## Written task
Each line containing the word "index" should be found and copied.

====================

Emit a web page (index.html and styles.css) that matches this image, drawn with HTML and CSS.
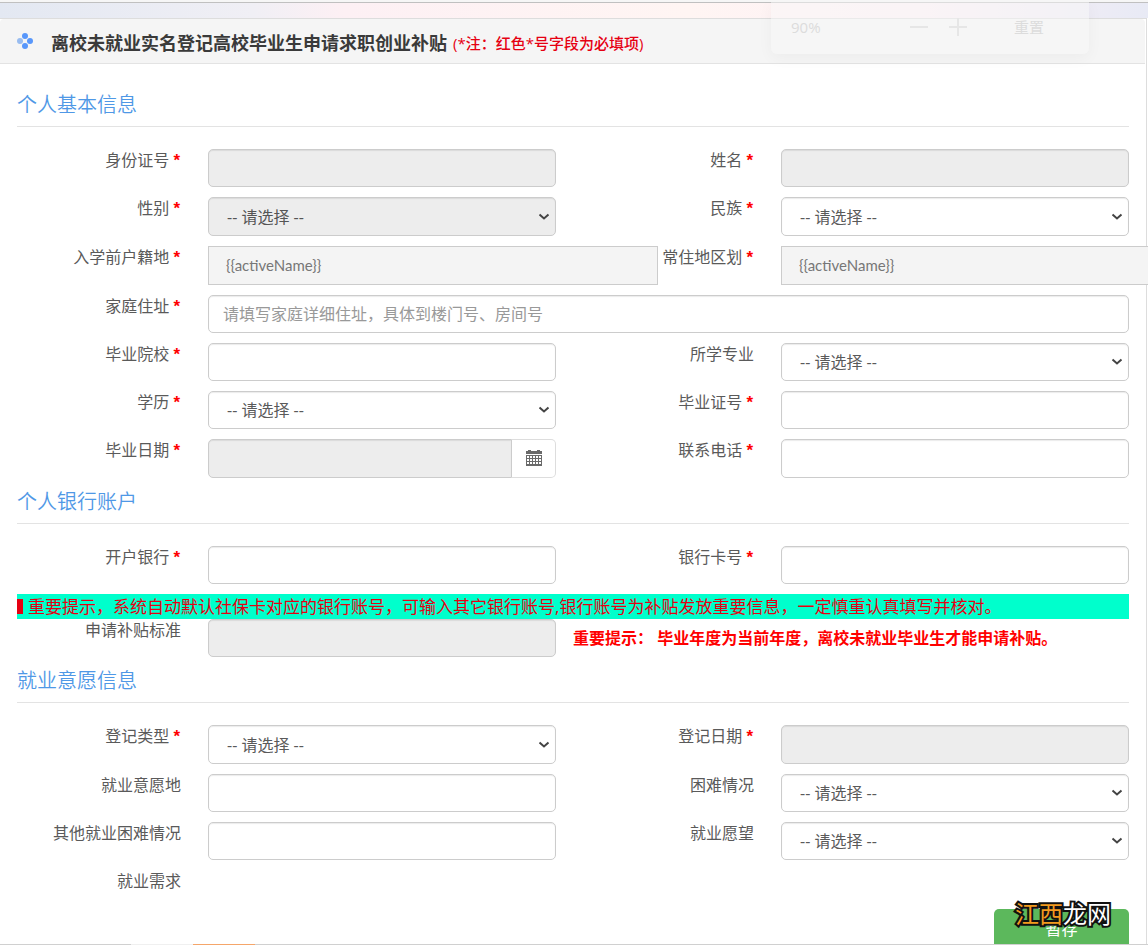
FILE: index.html
```html
<!DOCTYPE html>
<html lang="zh-CN">
<head>
<meta charset="utf-8">
<title>求职创业补贴申请</title>
<link rel="stylesheet" href="styles.css">
</head>
<body>
<div class="window">
  <div class="strip"></div>
  <main class="panel">
    <header class="panel-head">
      <svg class="clover" viewBox="0 0 16 16" aria-hidden="true">
        <circle cx="8" cy="3" r="3" fill="#5897fb"/>
        <circle cx="3" cy="8" r="3" fill="#98bcf0"/>
        <circle cx="13" cy="8" r="3" fill="#5897fb"/>
        <circle cx="8" cy="13" r="3" fill="#5897fb"/>
      </svg>
      <h1>离校未就业实名登记高校毕业生申请求职创业补贴</h1>
      <span class="head-note">(*注：红色*号字段为必填项)</span>
    </header>
    <form class="form">
      <h2>个人基本信息</h2>
      <div class="row">
        <label class="req" for="idno">身份证号</label><input id="idno" disabled>
        <label class="req" for="name">姓名</label><input id="name" disabled>
      </div>
      <div class="row tall">
        <label class="req" for="sex">性别</label><select id="sex" disabled><option>-- 请选择 --</option></select>
        <label class="req" for="nation">民族</label><select id="nation"><option>-- 请选择 --</option></select>
      </div>
      <div class="row tall">
        <label class="req" for="origin">入学前户籍地</label><button id="origin" class="area" type="button">{{activeName}}</button>
        <label class="req" for="reside">常住地区划</label><button id="reside" class="area" type="button">{{activeName}}</button>
      </div>
      <div class="row">
        <label class="req" for="addr">家庭住址</label><input id="addr" class="wide" placeholder="请填写家庭详细住址，具体到楼门号、房间号">
      </div>
      <div class="row">
        <label class="req" for="school">毕业院校</label><input id="school">
        <label for="major">所学专业</label><select id="major"><option>-- 请选择 --</option></select>
      </div>
      <div class="row">
        <label class="req" for="degree">学历</label><select id="degree"><option>-- 请选择 --</option></select>
        <label class="req" for="cert">毕业证号</label><input id="cert">
      </div>
      <div class="row tall">
        <label class="req" for="gdate">毕业日期</label>
        <div class="date">
          <input id="gdate" disabled>
          <button type="button" aria-label="选择日期">
            <svg viewBox="0 0 16 16" aria-hidden="true">
              <path d="M0 1h2V0h3v1h6V0h3v1h2v15H0z" fill="#6a6a6a"/>
              <path d="M0 4.500h16" stroke="#fff"/>
              <path d="M1 7h14M1 10h14M1 13h14" stroke="#fff" stroke-width="2" stroke-dasharray="2 1"/>
            </svg>
          </button>
        </div>
        <label class="req" for="phone">联系电话</label><input id="phone">
      </div>

      <h2>个人银行账户</h2>
      <div class="row">
        <label class="req" for="bank">开户银行</label><input id="bank">
        <label class="req" for="card">银行卡号</label><input id="card">
      </div>
      <p class="banner">重要提示，系统自动默认社保卡对应的银行账号，可输入其它银行账号,银行账号为补贴发放重要信息，一定慎重认真填写并核对。</p>
      <div class="row">
        <label for="standard">申请补贴标准</label><input id="standard" disabled>
        <strong class="warning">重要提示： 毕业年度为当前年度，离校未就业毕业生才能申请补贴。</strong>
      </div>

      <h2>就业意愿信息</h2>
      <div class="row tall">
        <label class="req" for="rtype">登记类型</label><select id="rtype"><option>-- 请选择 --</option></select>
        <label class="req" for="rdate">登记日期</label><input id="rdate" disabled>
      </div>
      <div class="row">
        <label for="place">就业意愿地</label><input id="place">
        <label for="hard">困难情况</label><select id="hard"><option>-- 请选择 --</option></select>
      </div>
      <div class="row">
        <label for="other">其他就业困难情况</label><input id="other">
        <label for="wish">就业愿望</label><select id="wish"><option>-- 请选择 --</option></select>
      </div>
      <div class="row short">
        <span class="label">就业需求</span>
      </div>
      <div class="actions"><button class="save" type="button">暂存</button></div>
    </form>
  </main>
  <aside class="zoom-pop"><span>90%</span><i class="minus"></i><i class="plus"></i><span class="reset">重置</span></aside>
  <div class="watermark"><span>江西</span>龙网</div>
  <div class="taskbar"><i class="light"></i><i class="active"></i></div>
</div>
</body>
</html>
```
FILE: styles.css
```css
* { box-sizing: border-box; }
body {
  margin: 0;
  color: #5a5a5a;
  font: 16px/24px "Open Sans", "Noto Sans CJK SC", sans-serif;
  background: #fff;
}
input, select, button { font: inherit; color: inherit; }

.window {
  position: relative;
  height: 100vh;
  overflow: hidden;
  border-top: 2px solid #f6f6f6;
}
.strip {
  height: 16px;
  border-top: 1px solid #c0c0c0;
  background: linear-gradient(90deg, #e3e8f2, #f0eff5 22%, #fdf0f4 30%, #fff5f3 60%, #fdf0f5 80%, #e8eaf5);
}
.panel {
  margin-right: 1px;
  min-height: 100%;
  border: solid #ddd;
  border-width: 1px 1px 0 0;
  background: #fff;
}
.panel-head {
  display: flex;
  align-items: center;
  height: 45px;
  padding: 3px 17px 0;
  margin-right: 1px;
  border-bottom: 1px solid #e3e3e3;
  border-radius: 4px 4px 0 0;
  background: #f5f5f5;
}
.clover { width: 16px; height: 16px; margin: 0 18px 4px 0; }
h1 { margin: 0 6px 0 0; font-size: 18px; font-weight: 700; color: #3a3a3a; }
.head-note { font-size: 15px; font-weight: 500; color: #e60012; }

.form { padding: 25px 17px 0; }
h2 {
  margin: 0 0 22px;
  padding-bottom: 5px;
  border-bottom: 1px solid #e3e3e3;
  font-size: 20px;
  font-weight: 350;
  line-height: 32px;
  color: #4f98e6;
}
.row + h2 { margin-top: -2px; }

.row {
  display: grid;
  grid-template-columns: minmax(0, 164fr) minmax(0, 348fr) minmax(0, 171fr) minmax(0, 348fr);
  column-gap: 27px;
  height: 38px;
  margin-bottom: 10px;
}
.row.tall { height: 39px; }
.row.short { height: 29px; }
label, .label { line-height: 22px; text-align: right; white-space: nowrap; }
.req::after {
  content: "*";
  margin: 0 1px 0 4px;
  font-family: "Liberation Sans", sans-serif;
  font-size: 17px;
  font-weight: 700;
  line-height: 1;
  color: #f00;
}

input, select {
  width: 100%;
  height: 100%;
  min-width: 0;
  padding: 4px 14px;
  border: 1px solid #ccc;
  border-radius: 5px;
  background: #fff;
  box-shadow: inset 0 1px 1px rgba(0, 0, 0, 0.08);
  opacity: 1;
}
input:disabled, select:disabled { background-color: #ededed; color: #555; }
input::placeholder { color: #999; }
select {
  appearance: none;
  padding: 4px 18px;
  background: #fff url("data:image/svg+xml,%3Csvg xmlns='http://www.w3.org/2000/svg' width='12' height='8'%3E%3Cpath d='M1.500 1.500L6 5.500L10.500 1.500' fill='none' stroke='%23444' stroke-width='2'/%3E%3C/svg%3E") right 5px center no-repeat;
}
.wide { grid-column: 2 / -1; }
.area {
  width: 450px;
  padding: 0 17px 2px;
  border: 1px solid #ccc;
  background: #f4f4f4;
  font-family: Lato, sans-serif;
  font-size: 15px;
  color: #777;
  text-align: left;
}
.date { display: flex; }
.date input { flex: 1; border-radius: 5px 0 0 5px; }
.date button {
  width: 44px;
  padding: 0 0 4px;
  border: 1px solid #ddd;
  border-left: 0;
  border-radius: 0 5px 5px 0;
  background: #fff;
}
.date svg { width: 16px; height: 16px; vertical-align: middle; }

.banner {
  margin: 0;
  padding-left: 11px;
  background: linear-gradient(#e60012, #e60012) 0 5px / 6px 15px no-repeat #0fc;
  font-size: 17px;
  line-height: 25px;
  color: #e60012;
  white-space: nowrap;
}
.warning {
  grid-column: 3 / -1;
  margin-left: -10px;
  line-height: 38px;
  color: #f00;
  white-space: nowrap;
}
.actions { display: flex; justify-content: flex-end; }
.save {
  width: 135px;
  height: 40px;
  border: 0;
  border-radius: 5px;
  background: #5cb85c;
  color: #fff;
}

.zoom-pop {
  position: absolute;
  top: -2px;
  right: 59px;
  display: flex;
  align-items: center;
  width: 318px;
  height: 54px;
  padding: 0 45px 0 20px;
  border-radius: 0 0 6px 6px;
  background: rgba(248, 248, 248, 0.5);
  box-shadow: 0 4px 16px rgba(0, 0, 0, 0.04);
  font-size: 15px;
  color: #dcdcdc;
}
.minus, .plus { width: 18px; height: 18px; background: linear-gradient(#e6e6e6, #e6e6e6) center / 18px 2px no-repeat; }
.minus { margin-left: auto; }
.plus {
  margin: 0 47px 0 21px;
  background: linear-gradient(#e6e6e6, #e6e6e6) center / 18px 2px no-repeat, linear-gradient(#e6e6e6, #e6e6e6) center / 2px 18px no-repeat;
}
.watermark {
  position: absolute;
  right: 37px;
  bottom: 16px;
  font-size: 24px;
  line-height: 30px;
  color: #fff;
  -webkit-text-stroke: 4px #111;
  paint-order: stroke fill;
}
.watermark span { color: #f39a1e; }
.taskbar {
  position: absolute;
  right: 0;
  bottom: 0;
  left: 0;
  display: flex;
  height: 1px;
  padding-left: 131px;
  background: #d0d0d0;
}
.taskbar i { width: 62px; }
.light { background: #f0f0f0; }
.active { background: #f5a66a; }
```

====================

## Response to the task
Emit a web page (index.html and styles.css) that matches this image, drawn with HTML and CSS.
FILE: index.html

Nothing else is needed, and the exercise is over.